Une fois sur la blockchain, poursuit la note de l’attaché douanier, les documents sont protégés et chiffrés de manière totalement décentralisée via un protocole de « preuve de travail » validés par des algorithmes et des validateurs. Les frais mentionnés sont « frais de gaz » de la blockchain Etherium, utilisés afin sécuriser l’envoi de documents douaniers. Pour cela, la société Cargo X a mis en place un token (CR) (la monnaie virtuelle utiliser sur l’application Cargo X).
Le système CARGO X permet aux sociétés de payer une transaction effectuée sur la blockchain Etherium (en moyenne 12 USD) via l’achat de crédits. Cette somme correspond à la rémunération des validateurs permettent la validation et la sécurisation des données de la blockchain.

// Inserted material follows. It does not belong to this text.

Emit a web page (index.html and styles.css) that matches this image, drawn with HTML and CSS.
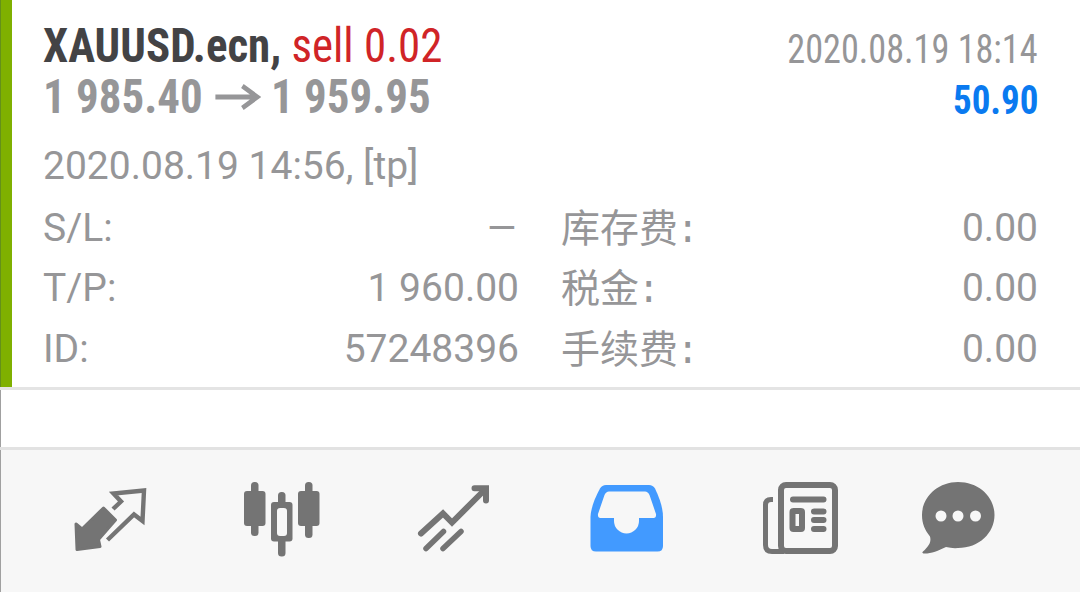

Les documents transmis dans le cadre du système ACI devront impérativement être transmis via la technologie de la blockchain. Le paiement sera donc obligatoire lorsque la technologie de la blockchain est utilisée, le prix est fixé à 3 USD par document.
La note de l’attaché douanier au Caire attire enfin l’attention sur les frais à payer par l’exportateur pour utiliser ce système : ce dernier est tenu de payer la somme 50 USD pour les frais de traitement de dépôt ACI pour chaque numéro ACID en sus des frais inhérents à l’utilisation de la blockchain Etherium. Les frais de traitement de dépôt ACI ne sont facturés qu’une seule fois par numéro ACID, ce qui signifie que même si l’utilisateur souhaite modifier ou compléter un dépôt ACI, il n’a pas à payer d’autres frais de traitement ACI. Le coût total de l’exportateur par dépôt (frais de dossier et envoi des documents ACI) est estimé à 62 USD.
Cette nouvelle procédure entrant en vigueur dès le 1er octobre prochain, les exportateurs vers le marché Egyptien doivent sans tarder se mettre en conformité avec cette nouvelle loi douanière et se rapprocher de leurs importateurs égyptiens. « En cas de non-respect de cette exigence, les marchandises ne pourront pas être dédouanées en Égypte et seront renvoyées au lieu de départ” avertit la note de l’attaché douanier au Caire.